USFS burn boss arrested after prescribed fire burns private land

 

A U.S. Forest Service employee leading a prescribed fire in central Oregon was arrested after the fire crossed onto adjacent private land Wednesday night, according to the Grant County Sheriff’s Office.  

According to a press release from the Grant County Sheriff’s Office, a controlled burn “escaped” Malheur National Forest lands north of Seneca, Oregon, before burning about 20 acres of a nearby ranch. Officers arrested the burn boss, the person in charge of planning, organizing and executing the operation, for what they deemed “reckless burning.” 
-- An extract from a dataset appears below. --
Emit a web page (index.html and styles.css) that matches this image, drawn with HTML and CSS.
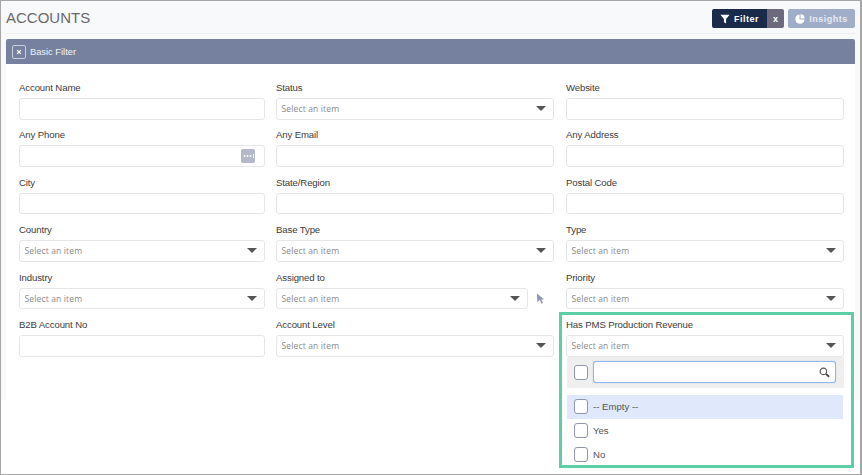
FILE: index.html
```html
<!DOCTYPE html>
<html lang="en">
<head>
<meta charset="utf-8">
<title>Accounts</title>
<link rel="stylesheet" href="styles.css">
</head>
<body>
<div class="frame">
  <header class="topbar">
    <h1 class="title">ACCOUNTS</h1>
    <div class="actions">
      <div class="filter-group">
        <button class="btn-filter"><svg class="ico" viewBox="0 0 12 12"><path d="M0.500 1h11L7.300 6v5.500L4.700 10V6z" fill="#fff"/></svg>Filter</button>
        <button class="btn-x">x</button>
      </div>
      <button class="btn-insights"><svg class="ico" viewBox="0 0 12 12"><path d="M5.400 0.600A5.500 5.500 0 1 0 11.400 6.600H5.400z" fill="#fff"/><path d="M6.600 0.400A5.200 5.200 0 0 1 11.600 5.400H6.600z" fill="#fff"/></svg>Insights</button>
    </div>
  </header>
  <div class="content">
    <div class="banner">
      <span class="collapse"><svg viewBox="0 0 8 8" class="collapse-x"><path d="M1.500 1.500l5 5M6.500 1.500l-5 5" stroke="#fff" stroke-width="1.700"/></svg></span>
      <span>Basic Filter</span>
    </div>
    <form class="form">
      <div class="field"><label>Account Name</label><div class="control"></div></div>
      <div class="field"><label>Status</label><div class="control select"><span>Select an item</span><i class="caret"></i></div></div>
      <div class="field"><label>Website</label><div class="control"></div></div>

      <div class="field"><label>Any Phone</label><div class="control has-more"><span class="more"><svg viewBox="0 0 14 14" class="more-dots"><circle cx="3.500" cy="7" r="0.900" fill="#fff"/><circle cx="6.500" cy="7" r="0.900" fill="#fff"/><circle cx="9.500" cy="7" r="0.900" fill="#fff"/><path d="M12.500 5v4" stroke="#fff" stroke-width="0.800"/></svg></span></div></div>
      <div class="field"><label>Any Email</label><div class="control"></div></div>
      <div class="field"><label>Any Address</label><div class="control"></div></div>

      <div class="field"><label>City</label><div class="control"></div></div>
      <div class="field"><label>State/Region</label><div class="control"></div></div>
      <div class="field"><label>Postal Code</label><div class="control"></div></div>

      <div class="field"><label>Country</label><div class="control select"><span>Select an item</span><i class="caret"></i></div></div>
      <div class="field"><label>Base Type</label><div class="control select"><span>Select an item</span><i class="caret"></i></div></div>
      <div class="field"><label>Type</label><div class="control select"><span>Select an item</span><i class="caret"></i></div></div>

      <div class="field"><label>Industry</label><div class="control select"><span>Select an item</span><i class="caret"></i></div></div>
      <div class="field"><label>Assigned to</label>
        <div class="with-pointer">
          <div class="control select grow"><span>Select an item</span><i class="caret"></i></div>
          <svg class="pointer" viewBox="0 0 10 12"><path d="M1 0.500l8 6.200-3.200.3 2 4-1.600.8-1.900-4L1.500 10z" fill="#8c98b8"/></svg>
        </div>
      </div>
      <div class="field"><label>Priority</label><div class="control select"><span>Select an item</span><i class="caret"></i></div></div>

      <div class="field"><label>B2B Account No</label><div class="control"></div></div>
      <div class="field"><label>Account Level</label><div class="control select"><span>Select an item</span><i class="caret"></i></div></div>
      <div class="field dropdown-host"><label>Has PMS Production Revenue</label>
        <div class="control select"><span>Select an item</span><i class="caret"></i></div>
        <div class="dropdown">
          <div class="dd-search">
            <span class="check"></span>
            <div class="search-box"><svg class="lens" viewBox="0 0 12 12"><circle cx="4.800" cy="4.800" r="3.500" fill="none" stroke="#555" stroke-width="1.300"/><path d="M7.500 7.500l3.600 3.200" stroke="#444" stroke-width="2"/></svg></div>
          </div>
          <ul class="dd-list">
            <li class="active"><span class="check"></span>-- Empty --</li>
            <li><span class="check"></span>Yes</li>
            <li><span class="check"></span>No</li>
          </ul>
        </div>
      </div>
    </form>
  </div>
  <div class="highlight"></div>
</div>
</body>
</html>
```

FILE: styles.css
```css
* { box-sizing: border-box; }
html, body { margin: 0; padding: 0; }
body { background: #fff; font-family: "Liberation Sans", Arial, sans-serif; color: #333; }
.frame {
  position: relative;
  width: 862px;
  height: 475px;
  border: 1px solid #a6a6a6;
  border-width: 1px 2px 1px 1px;
  overflow: hidden;
  background: #fff;
}
.topbar {
  height: 33px;
  background: linear-gradient(#eceef1, #eceef1) center bottom / calc(100% - 10px) 1px no-repeat, #f8f9fb;
  padding: 0 5px;
  display: flex;
  align-items: center;
  justify-content: space-between;
}
.title { margin: 0; font-size: 15px; font-weight: 400; color: #6a6a6a; line-height: 33px; }
.actions { display: flex; gap: 4px; padding-top: 2px; }
.filter-group { display: flex; height: 19px; border-radius: 2px; overflow: hidden; }
button { border: 0; margin: 0; padding: 0; font-family: inherit; font-weight: 700; font-size: 9px; letter-spacing: 0.5px; color: #fff; display: flex; align-items: center; justify-content: center; }
.btn-filter { width: 55px; background: #1a2a4a; gap: 4px; }
.btn-x { width: 17px; background: #6e6a7e; letter-spacing: 0; }
.btn-insights { width: 67px; height: 19px; background: #a0adc9; border-radius: 2px; gap: 4px; color: #e8ebf2; }
.ico { width: 10px; height: 10px; }
.content {
  height: 366px;
  padding: 5px 5px 0;
  background: linear-gradient(#f8f9fb, #f8f9fb) left top / 5px 100% no-repeat,
              linear-gradient(#f8f9fb, #f8f9fb) right top / 5px 100% no-repeat,
              linear-gradient(#f8f9fb, #f8f9fb) left top / 100% 5px no-repeat;
}
.banner {
  height: 25px;
  background: #75819f;
  border-radius: 2px 2px 0 0;
  color: #f2f4f8;
  font-size: 9.300px;
  display: flex;
  align-items: center;
  gap: 4px;
  padding-left: 6px;
}
.collapse {
  width: 14px; height: 14px;
  border: 1px solid #c9cfdd;
  border-radius: 2px;
  display: flex; align-items: center; justify-content: center;
}
.collapse-x { width: 6px; height: 6px; }
.form {
  display: grid;
  grid-template-columns: 246px 279px 278px;
  column-gap: 11px;
  grid-auto-rows: 47.400px;
  padding: 17px 0 0 13px;
}
.field { display: flex; flex-direction: column; position: relative; }
.field:nth-child(3n+2) { padding-right: 1px; }
.field label { font-size: 9.600px; letter-spacing: -0.120px; line-height: 14px; height: 17px; color: #3b3b3b; }
.control {
  height: 21.600px;
  border: 1px solid #e6e6e9;
  border-radius: 3px;
  background: #fff;
  display: flex;
  align-items: center;
  position: relative;
  font-family: "Open Sans", "Liberation Sans", sans-serif;
  font-size: 8.500px;
  letter-spacing: 0.150px;
  color: #8a8a8a;
  padding: 0 4.500px;
}
.select { justify-content: space-between; }
.caret { width: 0; height: 0; border: 5px solid transparent; border-top: 5px solid #555; border-bottom: 0; margin-right: 3px; }
.has-more { justify-content: flex-end; padding-right: 9px; }
.more {
  width: 14px; height: 14px; border-radius: 2px; background: #b3b9c9;
  display: flex; align-items: center; justify-content: center;
}
.more-dots { width: 14px; height: 14px; }
.with-pointer { display: flex; align-items: center; }
.grow { flex: 1; margin-right: 8px; }
.pointer { width: 9px; height: 11px; margin-right: 9px; }
.dropdown {
  position: absolute;
  left: 1px; right: 0; top: 39px;
  background: #fff;
  z-index: 2;
}
.dd-search {
  height: 31px;
  background: #efefef;
  border-radius: 2px 2px 0 0;
  display: flex;
  align-items: center;
  padding: 0 8px 0 7px;
  gap: 5px;
}
.search-box {
  flex: 1;
  height: 22px;
  background: #fff;
  border: 1px solid #8fb4ec;
  box-shadow: 0 0 1px #8fb4ec;
  border-radius: 3px;
  display: flex; align-items: center; justify-content: flex-end;
  padding-right: 5px;
}
.lens { width: 11px; height: 11px; }
.check {
  width: 14px; height: 15px;
  border: 1px solid #9097a8;
  border-radius: 3px;
  background: #fff;
  flex: none;
}
.dd-list { list-style: none; margin: 7px 0 0; padding: 0; }
.dd-list li {
  height: 23.700px;
  display: flex; align-items: center; gap: 5px;
  padding-left: 7px;
  font-size: 9.600px;
  color: #555;
}
.dd-list li.active { background: #dfe9fb; margin-right: 1px; }
.highlight {
  position: absolute;
  left: 558px; top: 311px;
  width: 295px; height: 156px;
  border: 3px solid #5ccfa6;
  pointer-events: none;
  z-index: 3;
}
```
 The Grassroots Wildland Firefighters, a nonprofit supporting federal wildland firefighters, wrote on Twitter the reported arrest had “enormous” implications. Some fear it might scare people away from seeking out the qualifications necessary to becoming a burn boss, or from putting those qualifications to use — resulting in less prescribed fire.

Others say the incident shouldn’t hurt burning regionally. “It’s an isolated example, and I would not anticipate that it would have a big impact on work that’s going on across the West,” said Lenya Quinn-Davidson, a fire advisor with the University of California Cooperative Extension and the director of the Northern California Prescribed Fire Council. 

 




        And let's not forget the 2 members of the Hammond family went to prison for their own prescribed burn.



3 comments:

Floyd said...

Some of us have not forgotten the treatment of the Hammond family by the US Department of Interior.
Maybe this FS character will be allowed to upgrade to the Hammond cell.

Anonymous said...

Interesting case here but silly to bring the Hammonds into it, the situations are not remotely similar.

Frank DuBois said...

" the situations are not remotely similar."

its the principle of the thing

A rancher starts a burn on private property which ends up on federal property, and goes tp prison. Even tried as a terrorist to get the mandatory minimum.

The feds start a burn on federal property which escapes to private property. And then? I don't believe it is "silly" to compare the two events in the sense that I have described it.